Top legislature says no other entity has right to judge ordinance"s conformity with Basic Law
A ruling by the High Court in Hong Kong related to the Emergency Regulations Ordinance and the anti-mask law has drawn severe criticism from central authorities and legal professionals who expressed concern that such a ruling challenges the authority of the country"s top legislature and will have a serious negative social and political impact.
The Legislative Affairs Commission of the Standing Committee of the National People"s Congress — the country"s top legislature — as well as the Hong Kong and Macao Affairs Office of the State Council and the Liaison Office of the Central People"s Government in the Hong Kong Special Administrative Region all voiced deep concerns on Tuesday over the ruling.
The Court of First Instance of the High Court of the Hong Kong Special Administrative Region ruled on Monday that the provisions of the Emergency Regulations Ordinance, which empower the chief executive to make related regulations under certain circumstances, were inconsistent with the HKSAR Basic Law and that the main elements of the anti-mask regulation was found to be disproportionate to the situation.
The High Court is made up of the Court of Appeal and the Court of First Instance. It has both appellate and original jurisdiction, that is, it can both hear appeals sent to it and try cases first taken to it.
"Whether a law of the HKSAR is in conformity with the Basic Law of the HKSAR can only be judged and decided by the NPC Standing Committee, and no other organ has the right to judge or decide," said Zang Tiewei, a spokesman for the Legislative Affairs Commission of the NPC Standing Committee, adding that the Constitution and the Basic Law together form the constitutional basis of the SAR.
The Emergency Regulations Ordinance in force in Hong Kong was confirmed to be in accordance with the HKSAR Basic Law by decisions of the NPC Standing Committee in February 1997 and adopted as a law of the HKSAR. Therefore, "the ordinance is consistent with the Basic Law", Zang said.
"The ruling of the Court of First Instance of the High Court of the HKSAR has seriously undermined the legitimate power of the chief executive and the HKSAR government to govern in accordance with laws, and is inconsistent with the Basic Law of the HKSAR and the relevant decisions of the NPC Standing Committee," Zang said.
He said some NPC deputies have voiced strong dissatisfaction with the ruling and the top legislature is studying the opinions and suggestions of some top legislators.

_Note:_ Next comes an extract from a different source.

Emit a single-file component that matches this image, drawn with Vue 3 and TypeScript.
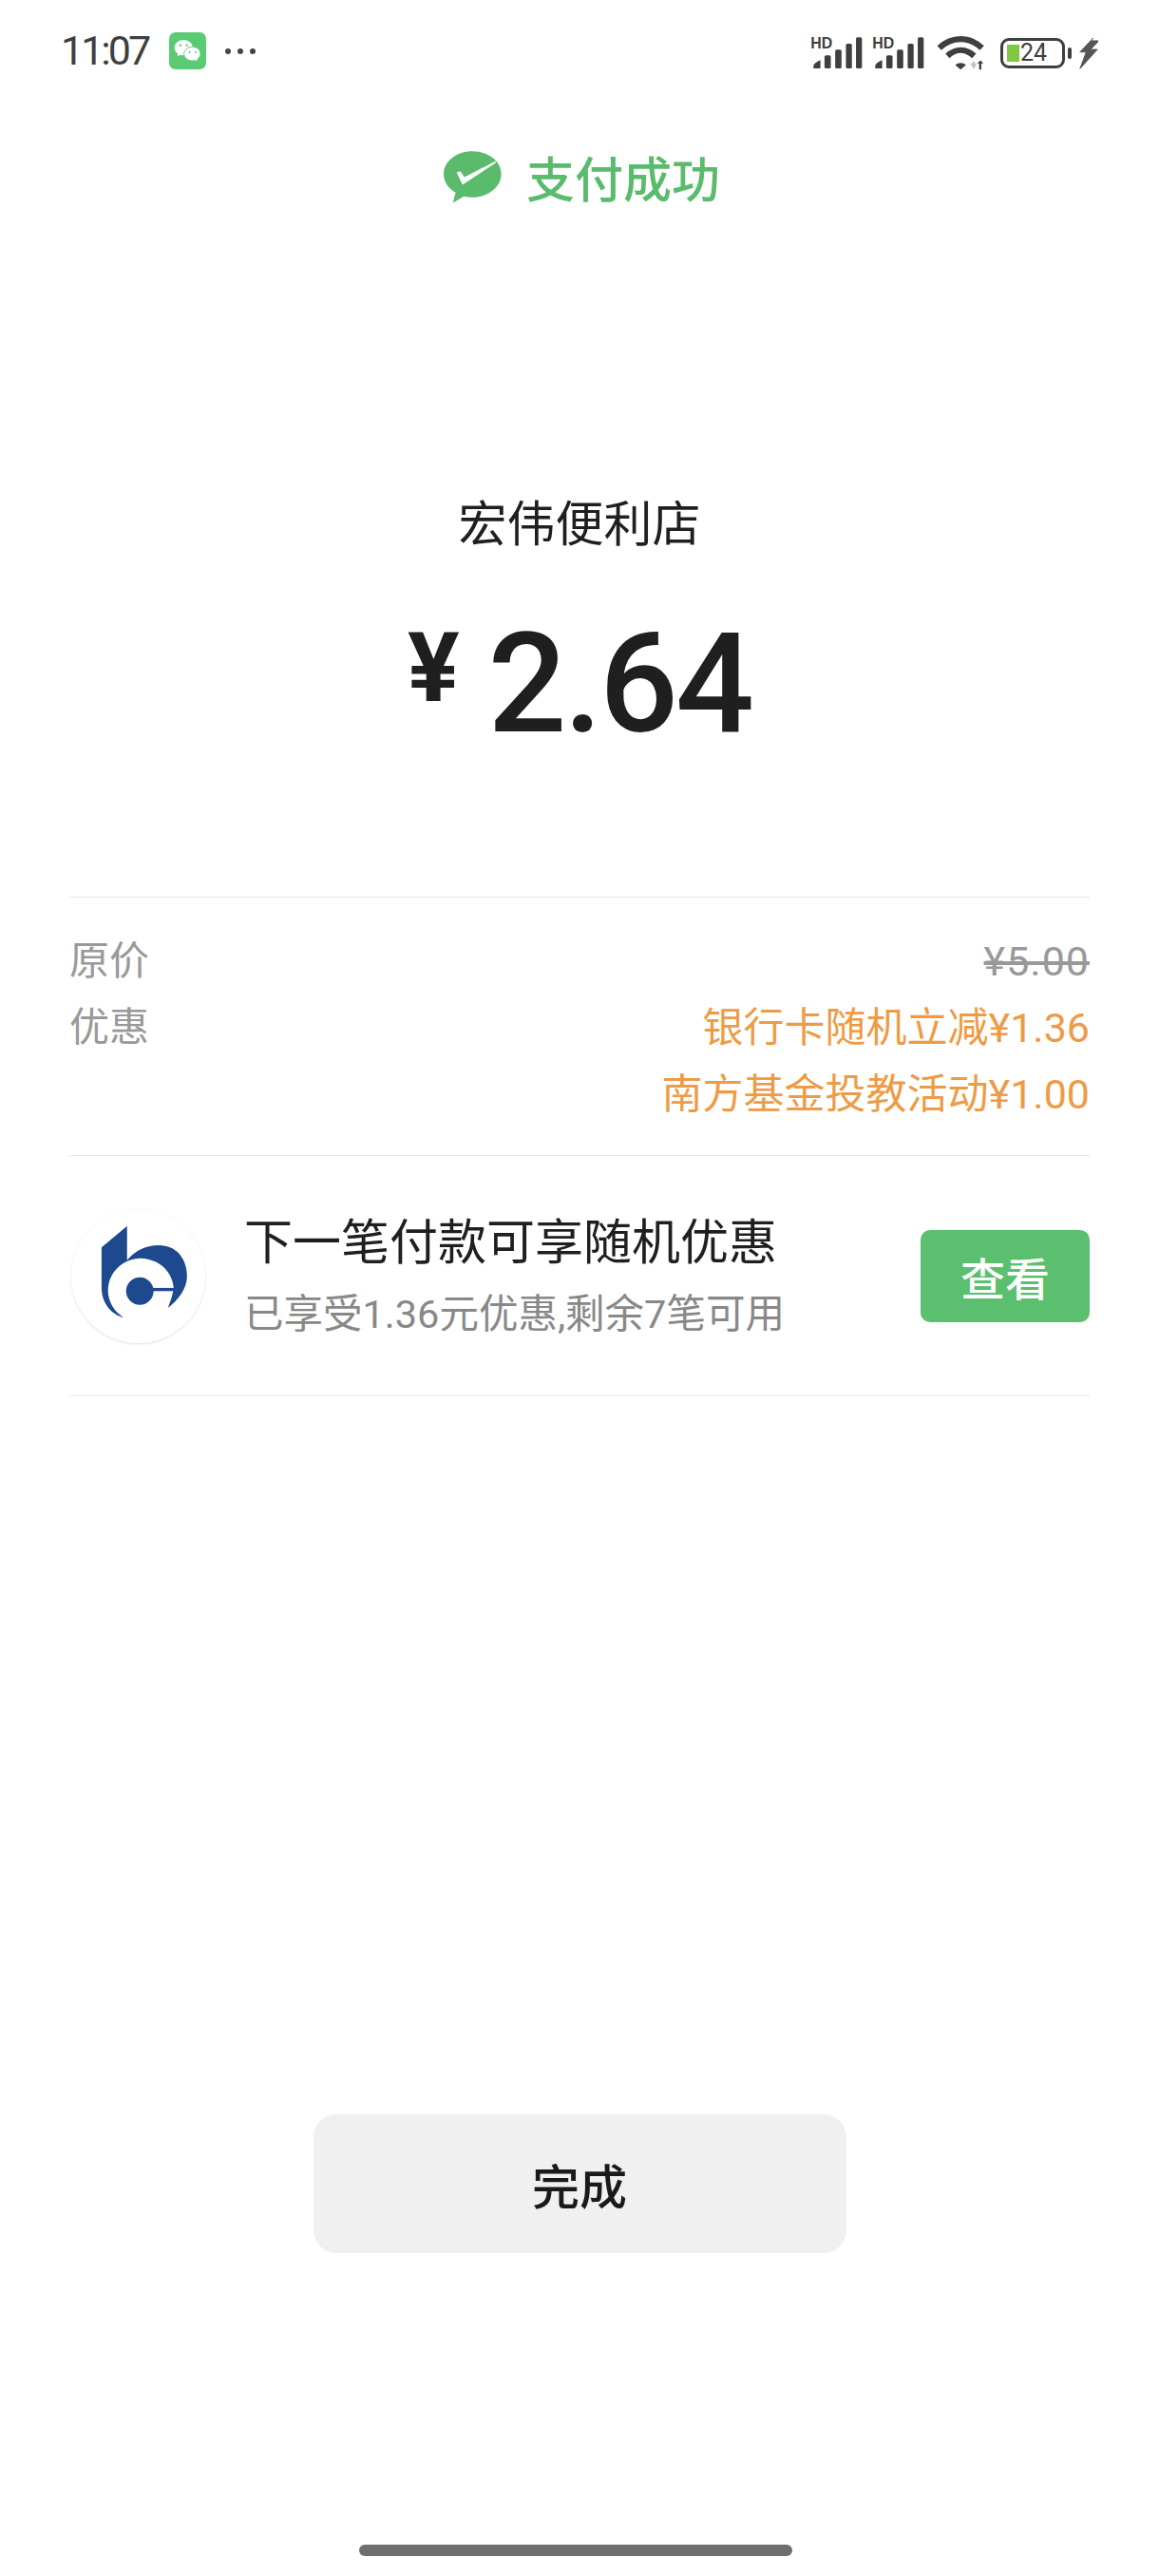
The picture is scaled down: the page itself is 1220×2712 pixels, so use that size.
<script setup lang="ts">
const signals = [0, 1];
</script>

<template>
  <div class="page">
    <div class="status-bar">
      <div class="status-left">
        <span class="time">11:07</span>
        <svg class="app-icon" viewBox="534 102 117 117">
          <rect x="534" y="102" width="117" height="117" rx="20" fill="#5acb74" />
          <path d="M580 126c-16 0-29 11-29 25 0 8 4 14 11 19l-2 8 9-5c4 1 7 2 11 2 16 0 29-11 29-24s-13-25-29-25z" fill="#fff" />
          <path d="M608 148c-15 0-27 10-27 22s12 22 27 22c3 0 6 0 9-1l8 4-2-7c6-4 10-11 10-18 0-12-11-22-25-22z" fill="#fff" stroke="#5acb74" stroke-width="3" />
          <circle cx="570" cy="143" r="3.5" fill="#5acb74" />
          <circle cx="590" cy="143" r="3.5" fill="#5acb74" />
          <circle cx="599" cy="164" r="3" fill="#5acb74" />
          <circle cx="618" cy="164" r="3" fill="#5acb74" />
        </svg>
        <div class="dots"><i></i><i></i><i></i></div>
      </div>
      <div class="status-right">
        <svg v-for="s in signals" :key="s" class="signal" viewBox="98 110 166 104">
          <text x="99" y="147" class="hd">HD</text>
          <path d="M108 212v-9c0-5 12-15 22-17v26z" fill="#3f3f3f" />
          <rect x="143" y="170" width="20" height="42" rx="5" fill="#3f3f3f" />
          <rect x="177" y="152" width="20" height="60" rx="5" fill="#3f3f3f" />
          <rect x="211" y="133" width="19" height="79" rx="5" fill="#3f3f3f" />
          <rect x="243" y="113" width="19" height="99" rx="5" fill="#3f3f3f" />
        </svg>
        <svg class="wifi" viewBox="498 106 152 112">
          <path d="M505 147c40-38 96-38 136 0" fill="none" stroke="#3f3f3f" stroke-width="19" />
          <path d="M531 172c27-24 58-24 85 0" fill="none" stroke="#3f3f3f" stroke-width="19" />
          <path d="M556 201c11-9 24-9 34 0l-17 15z" fill="#3f3f3f" />
          <path d="M604 196h7v-6h7v6h7l-10 20z" fill="#c4c4c4" />
          <path d="M626 196l10-10 10 10h-7v20h-7v-20z" fill="#3f3f3f" />
        </svg>
        <div class="battery">
          <div class="battery-body">
            <i class="battery-fill"></i>
            <span>24</span>
          </div>
          <i class="battery-tip"></i>
        </div>
        <svg class="bolt" viewBox="948 110 60 104">
          <path d="M993 113l-43 45h20l-20 54 56-62h-22l27-28h-27z" fill="#555" stroke="#555" stroke-width="3" />
        </svg>
      </div>
    </div>

    <div class="pay-head">
      <svg class="pay-logo" viewBox="85 90 184 166">
        <path d="M176 91c-50 0-91 32-91 72 0 25 15 46 38 59l-9 33 35-21c9 2 18 3 27 3 50 0 92-33 92-74s-42-72-92-72z" fill="#5abb6c" />
        <path d="M126 158l12-4 13 19 99-51 0 6-105 69z" fill="#fff" />
      </svg>
      <span class="pay-title">支付成功</span>
    </div>

    <div class="store">宏伟便利店</div>
    <div class="amount">
      <span class="yen">¥</span>
      <span class="value">2.64</span>
    </div>

    <div class="price-block">
      <div class="price-row">
        <span class="price-label">原价</span>
        <span class="origin">¥5.00</span>
      </div>
      <div class="price-row">
        <span class="price-label">优惠</span>
        <div class="discounts">
          <div>银行卡随机立减¥1.36</div>
          <div>南方基金投教活动¥1.00</div>
        </div>
      </div>
    </div>

    <div class="promo">
      <div class="bank-logo">
        <svg viewBox="15 15 420 420" width="141" height="141">
          <path d="M110 135L190 68V175C215 145 250 128 290 128C345 128 378 170 378 225C378 265 350 300 318 325C325 305 332 290 336 262A103 100 0 1 0 180 355C140 345 110 310 110 260Z" fill="#1d4a8f" />
          <circle cx="230" cy="272" r="43" fill="#1d4a8f" />
          <rect x="265" y="262" width="72" height="10" fill="#1d4a8f" />
        </svg>
      </div>
      <div class="promo-text">
        <div class="promo-title">下一笔付款可享随机优惠</div>
        <div class="promo-sub">已享受1.36元优惠,剩余7笔可用</div>
      </div>
      <button class="view-btn">查看</button>
    </div>

    <div class="spacer"></div>
    <button class="done-btn">完成</button>
    <div class="home-wrap"><div class="home-bar"></div></div>
  </div>
</template>

<style>
html,
body {
  margin: 0;
  background: #fff;
}
</style>

<style scoped>
.page {
  width: 1220px;
  height: 2712px;
  display: flex;
  flex-direction: column;
  background: #fff;
  font-family: Roboto, "Noto Sans CJK SC", sans-serif;
  box-sizing: border-box;
  overflow: hidden;
}

.status-bar {
  height: 104px;
  flex-shrink: 0;
  display: flex;
  justify-content: space-between;
  align-items: flex-start;
  padding: 34px 64px 0 64px;
  box-sizing: border-box;
}

.status-left,
.status-right {
  display: flex;
  align-items: center;
  height: 39px;
}

.time {
  font-size: 43px;
  line-height: 39px;
  color: #3f3f3f;
  width: 114px;
  letter-spacing: -3px;
}

.app-icon {
  width: 39px;
  height: 39px;
}

.dots {
  display: flex;
  gap: 7px;
  margin-left: 20px;
}

.dots i {
  width: 6px;
  height: 6px;
  border-radius: 50%;
  background: #444;
}

.status-right {
  margin-top: 2px;
}

.signal {
  width: 55px;
  height: 35px;
  margin-right: 10px;
}

.hd {
  font: 700 48px "Liberation Sans", sans-serif;
  fill: #3f3f3f;
}

.wifi {
  width: 51px;
  height: 37px;
  margin-left: 3px;
}

.battery {
  display: flex;
  align-items: center;
  margin-left: 16px;
}

.battery-body {
  width: 68px;
  height: 32px;
  border: 3px solid #3f3f3f;
  border-radius: 9px;
  box-sizing: border-box;
  display: flex;
  align-items: center;
  padding-left: 4px;
}

.battery-fill {
  width: 13px;
  height: 18px;
  background: #7ec842;
}

.battery-body span {
  font-size: 25px;
  line-height: 26px;
  color: #3f3f3f;
  margin-left: 1px;
}

.battery-tip {
  width: 4px;
  height: 12px;
  margin-left: 3px;
  border-radius: 2px;
  background: #3f3f3f;
}

.bolt {
  width: 20px;
  height: 34px;
  margin-left: 8px;
}

.pay-head {
  display: flex;
  justify-content: center;
  align-items: center;
  gap: 26px;
  height: 70px;
  margin-top: 47px;
  padding-left: 5px;
}

.pay-logo {
  width: 61px;
  height: 55px;
}

.pay-title {
  font-size: 51px;
  font-weight: 500;
  color: #5abb6c;
}

.store {
  margin-top: 297px;
  text-align: center;
  font-size: 51px;
  line-height: 70px;
  color: #1f1f1f;
}

.amount {
  display: flex;
  justify-content: center;
  align-items: flex-start;
  height: 180px;
  margin-top: 43px;
  color: #1f1f1f;
}

.yen {
  font-size: 102px;
  font-weight: 700;
  line-height: 120px;
  margin-top: 12px;
  margin-right: 30px;
}

.value {
  font-size: 146px;
  font-weight: 500;
  line-height: 180px;
  letter-spacing: -3px;
}

.price-block {
  margin: 133px 73px 0;
  padding: 32px 0 29px;
  border-top: 1px solid #e8e8e8;
  border-bottom: 1px solid #e8e8e8;
  font-size: 43px;
  line-height: 70px;
}

.price-row {
  display: flex;
  justify-content: space-between;
}

.price-label {
  color: #999;
  font-size: 42px;
}

.origin {
  color: #999;
  letter-spacing: 1px;
  text-decoration: line-through;
}

.discounts {
  text-align: right;
  color: #ee9b45;
}

.promo {
  margin: 0 73px;
  height: 253px;
  display: flex;
  align-items: center;
  border-bottom: 1px solid #e8e8e8;
  box-sizing: border-box;
}

.bank-logo {
  width: 141px;
  height: 141px;
  border-radius: 50%;
  box-shadow: 0 1px 3px rgba(0, 0, 0, 0.12);
  flex-shrink: 0;
  margin-left: 2px;
}

.promo-text {
  flex: 1;
  margin-left: 41px;
}

.promo-title {
  font-size: 51px;
  line-height: 70px;
  color: #1f1f1f;
}

.promo-sub {
  font-size: 41.5px;
  line-height: 56px;
  margin-top: 12px;
  color: #888;
}

.view-btn {
  width: 178px;
  height: 97px;
  border: none;
  border-radius: 10px;
  background: #5abf6e;
  color: #fff;
  font-family: inherit;
  font-size: 47px;
  font-weight: 500;
}

.spacer {
  flex: 1;
}

.done-btn {
  align-self: center;
  width: 561px;
  height: 146px;
  border: none;
  border-radius: 24px;
  background: #f0f0f0;
  color: #1a1a1a;
  font-family: inherit;
  font-size: 50px;
  font-weight: 500;
}

.home-wrap {
  height: 340px;
  display: flex;
  align-items: flex-end;
  justify-content: center;
  padding: 0 8px 21px 0;
  box-sizing: border-box;
}

.home-bar {
  width: 456px;
  height: 12px;
  border-radius: 6px;
  background: #6e6e6e;
}
</style>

Yang Guang, a spokesman for the Hong Kong and Macao Affairs Office of the State Council, expressed concern that the ruling may have a serious negative impact.
"This is a blatant challenge to the authority of the NPC Standing Committee and to the power vested in the chief executive to govern by law. It will have a serious negative social and political impact," Yang said.
The anti-mask law has played a positive role in curbing violence and chaos since it was implemented, Yang said. He called on the HKSAR government and judiciary to jointly shoulder the responsibility of ending violence and chaos and restoring order.
He Junzhi, associate dean of the Institute of Guangdong, Hong Kong and Macao Development Studies at Sun Yat-sen University, said such a ruling will directly lead to the suspension of the anti-mask law. "The HKSAR government will encounter more difficulties in dealing with the current situation," he said.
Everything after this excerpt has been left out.